Sunday, September 16, 2012

No Such Thing as a Free Lunch


EXTRACTIt is hardly surprising that neither Rajoy nor, for that matter, Italy’s Mario Monti is exactly rushing to take advantage of the ECB scheme. If Madrid accepts tough new conditions, it will be seen as prostrating itself before the ‘men in black’ - inspectors from the EC, ECB and IMF troika - and that may spark more trouble on the streets. Rajoy is already deeply unpopular, if not hated, for the July budget which contained sweeping austerity measures.
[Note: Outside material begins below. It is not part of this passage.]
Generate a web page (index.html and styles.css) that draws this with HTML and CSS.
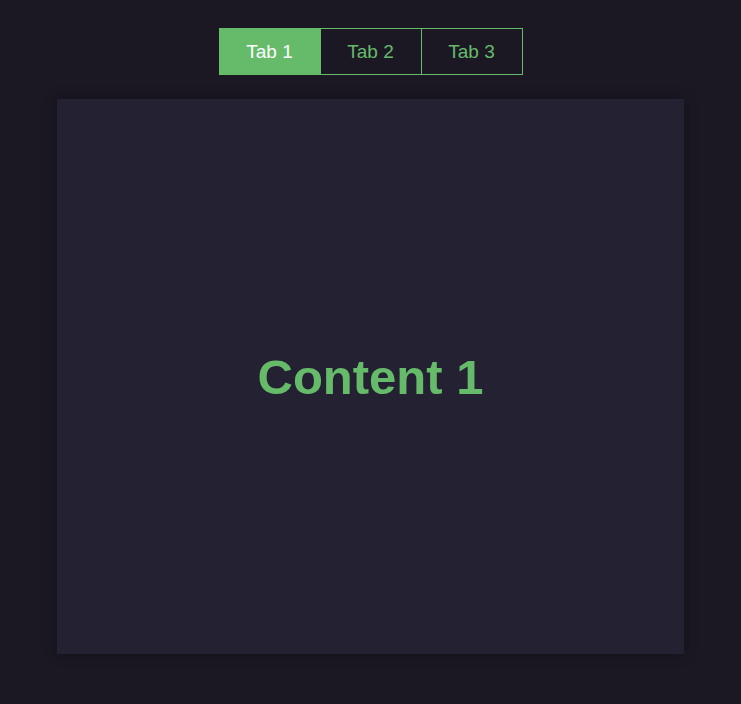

That €65 billion package included raising VAT from 18% to 21%, which, for example, saw the rate on public transport, hotels and processed foods rise from 8% to 10%; cuts to benefits (reduced unemployment benefit after six months out of work) and public sector pay, like removing Christmas payments; a new fuel tax; raising the retirement rate; and cutting billions off local government spending.
Vicious and painful measures that are being made at a time when the Spanish jobless rate is close to 25% - with youth unemployment now standing at a staggering 53% - and an economy that is mired in recession. The IMF, to name one organisation, expects that the recession will last until at least 2014. Extra austerity measures on top of that, even if it were a so-called ‘bailout-lite’, could amount to political suicide.